Horseloving- woman Thank you for this

"
I am not a trainer, and no way a instructor either. I am a rider, decent but far from great...
That if you are lucky is what has had your horse to train....
Any good rider with solid basics should be able to evaluate your horse and what has been taught and what was not in about an hours ride...then you go forward to fix, fill in or truly educate the animal, then both of you to learn together.
180 rides your horse should know and been introduced, but far from "made"...the foundation though should firmly be in place or the holes will be glaring to a real rider of decent ability. Truth.
You needed basic education put in place, not fancy if you are wanting a safe trail horse as you said elsewhere I remember. This horse needs to understand w/t/c, turns, stop...how to navigate uneven surfaces, think and be nonreactive if it gets the hooves caught in something...how to cross water safely, how to protect you, go over or around trees, open gates, close gates...ride in company or alone...how to load on a trailer of any design and stay put till told to get off.
It needs exposure to all the things we take for granted of garbage roadside blowing, smoke from a fire and not to panic but listen to you to get away from danger.

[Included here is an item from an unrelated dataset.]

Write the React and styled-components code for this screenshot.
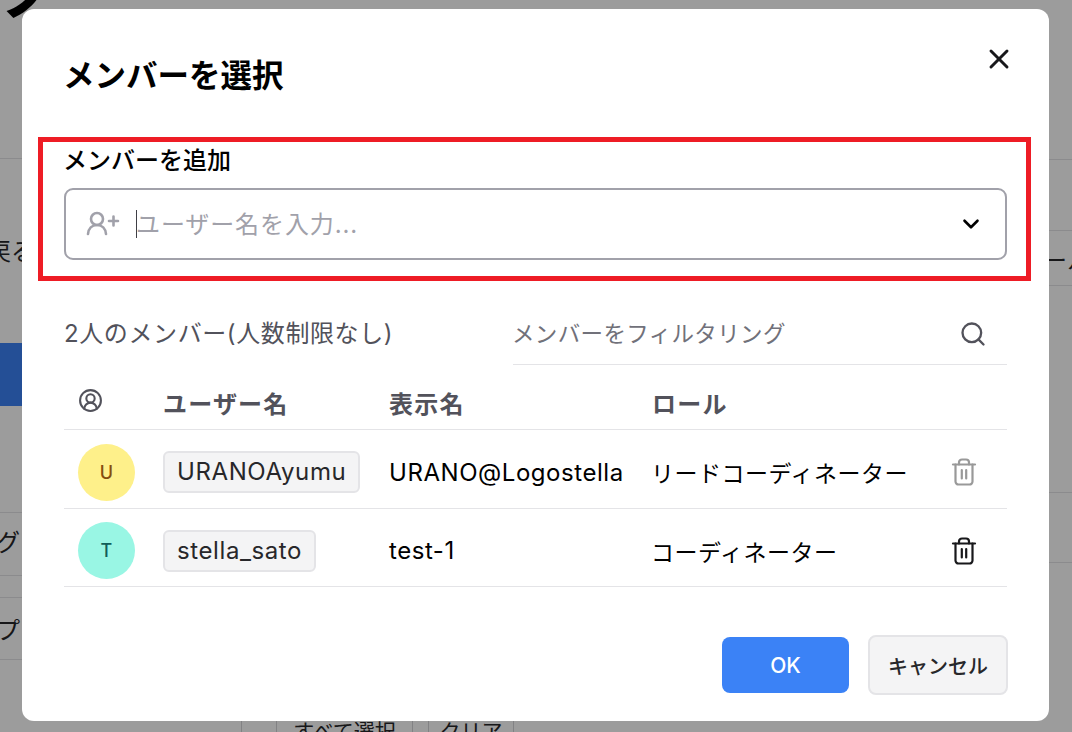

This animal needs life skills not the skills of a show horse but a working horse who will ride trails...basics that then as you ride together, learn to trust each other you expand and progress together in your expertise..."
...........................................
There is a woman who owns and runs a stable in this county that also gives lessons. She wears western type clothing and cowboy hats although she has an English accent. When I first bought my horse she and I discussed boarding my horse there while we fixed our place with safe fences and a barn. But she required new horses to be quarantined alone in a separate small barn for a month. My sensitive high anxiety horse would have been so stressed out he would have lost weight and gotten ulcers again. I could not have stalled my Dinky pony stallion next to him either, there was only one box stall. So.... I left my horse at the distant barn where he was already settled in. Anyway, I think that this Englishwoman could be the one to ride him for an hour and find the (many) holes in his training. As she is a western, trail riding type of person she knows what a safe trail horse is and needs to be.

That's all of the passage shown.